Design, Build Quality & That AMOLED Display
The Garmin Bounce 2 is the best-looking kids smartwatch I have put on a child's wrist. That sounds like hyperbole. It is not.
The 1.2-inch round AMOLED display is stunning. Colors are vivid and saturated. Blacks are true black because AMOLED pixels turn off completely. Text is razor-sharp at 390 x 390 resolution. The round shape looks like a real watch rather than a tiny rectangle strapped to a kid's arm. My daughter Lily noticed the difference immediately when I handed her the Bounce 2 after weeks of wearing the original -- her exact words were "whoa, this one is so pretty."
The display is noticeably better than anything else in the kids smartwatch category. The TickTalk 5's rectangular screen is fine. The Xplora X6Play's display is adequate. The Bounce 2's AMOLED is in a different league. Watching Lily scroll through her activity stats and watch faces on this screen, it genuinely looks like a premium piece of technology rather than a kids toy. Garmin also offers multiple watch face options that take advantage of the round form factor and rich colors.
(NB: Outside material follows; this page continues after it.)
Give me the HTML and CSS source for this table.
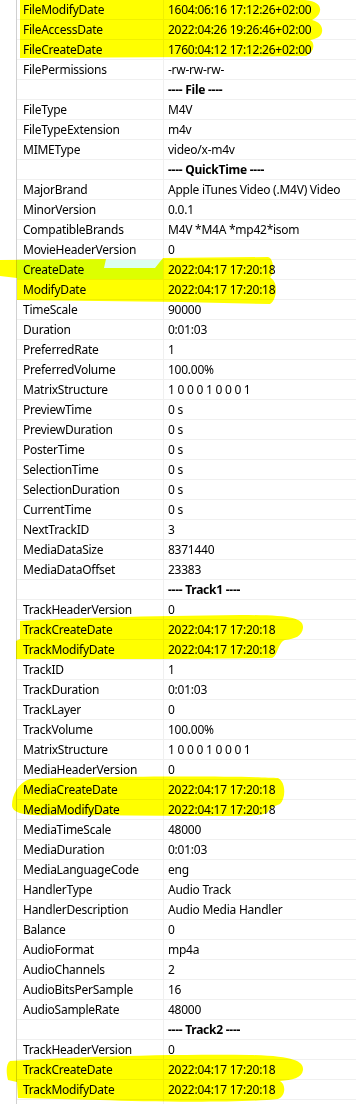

The fiber-reinforced polymer case is a step up from the original Bounce's standard reinforced polymer. It feels denser and more substantial without adding noticeable weight. After six weeks of Lily wearing it through soccer practice, playground time, school days, and the kind of general chaos that accompanies an 8-year-old's life, the watch shows minimal wear. A couple of light scuffs on the bezel. No screen scratches. No cracks. The chemically strengthened glass is doing its job.
The 5 ATM water resistance carries over from the original, which means this watch is genuinely swim-proof. Lily wore it in the pool three times during our testing period and in the shower daily because -- like her brother before her -- she refuses to take it off. Zero issues. For families who need a watch that survives water, the Bounce 2 remains the best option in the kids category. Our best waterproof smartwatches for kids guide covers the full landscape, but the Garmin watches stand alone at 5 ATM.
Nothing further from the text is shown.